Los Alamos, the New Mexico laboratory that built the atom bomb during World War II, cut its work force last year by about 550 through retirements and attrition, and Sandia, also largely in New Mexico, plans to shed dozens of workers.

Congress cut $100 million from Lawrence Livermore's budget in the fiscal 2008 budget, and the lab has been hit with an additional $180 million in unexpected costs from its transfer last year to a new management company, lab spokeswoman Susan Houghton said.

Jun 2, 2008

GAO Findings on Pit Manufacturing

GAO has released a Report to the Subcommittee on Energy and Water Development, Committee on Appropriations, House of Representatives titled NUCLEAR WEAPONS: NNSA Needs to Establish a Cost and Schedule Baseline for Manufacturing a Critical Nuclear Weapon Component.
What GAO Found
NNSA achieved its major goals for reestablishing its pit manufacturing capability at LANL as defined by the agency in 2002. Specifically, NNSA’s goals were to create a capability to manufacture 10 pits per year starting in 2007 and to deliver a single W88 war reserve pit to the stockpile in 2007. War reserve pits must meet stringent specifications, while other types of pits, such as pits destructively tested for production quality control, may not meet the same standards. NNSA estimated that this effort would cost about $1.55 billion for fiscal years 2001 through 2007. According to NNSA, LANL produced 11 pits in 2007, eight of which were W88 war reserve pits, and spent about $1.29 billion for fiscal years 2001 through 2007. However, GAO found that NNSA did not establish clear, consistent goals for the number of W88 war reserve pits it planned to produce. Specifically, some NNSA documents, including budget requests to Congress, called for delivering 10 W88 war reserve pits per year starting in 2007. In addition, NNSA’s cost estimate did not include estimates for a variety of activities that directly and indirectly supported the pit manufacturing mission at LANL between 2001 and 2007. These support activities, which included scientific experiments and facility operations and maintenance, totaled over $1 billion.

Because of three major constraints on pit manufacturing operations at LANL, NNSA will not be able to substantively increase its current pit manufacturing capacity for the foreseeable future. Specifically, GAO found that LANL’s building for performing analytical chemistry, which deals with the separation and identification of the components in a pit sample, has major operational and structural limitations. LANL’s ability to store pits and associated waste is also constrained by limited vault storage space. Finally, a lack of available floor space in LANL’s main nuclear facility limits its ability to install a large scale, efficient production line for manufacturing pits.

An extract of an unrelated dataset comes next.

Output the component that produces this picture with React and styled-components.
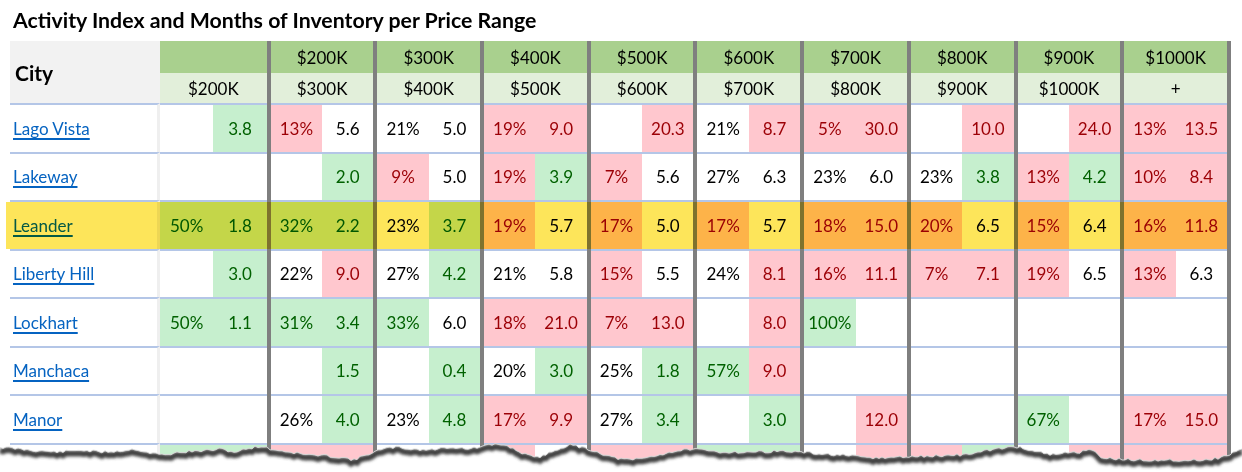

NNSA’s plans for future pit manufacturing are still being developed and, as a result, no reliable cost estimates exist. Originally, NNSA and the Department of Defense (DOD) had planned to develop the capability to produce RRW pits beginning about 2014, pending the outcome of a RRW design definition and cost study in 2008. However, in fiscal year 2008 all of NNSA’s RRW funding was eliminated. While NNSA and DOD continue to support the RRW program, in the short run, NNSA plans to maintain the existing pit manufacturing capability at LANL. Over the long term, NNSA is planning, with DOD’s concurrence, to upgrade the existing LANL facility to achieve a production capacity of up to 80 pits per year. However, NNSA has not established a cost and schedule baseline to support its projected effort.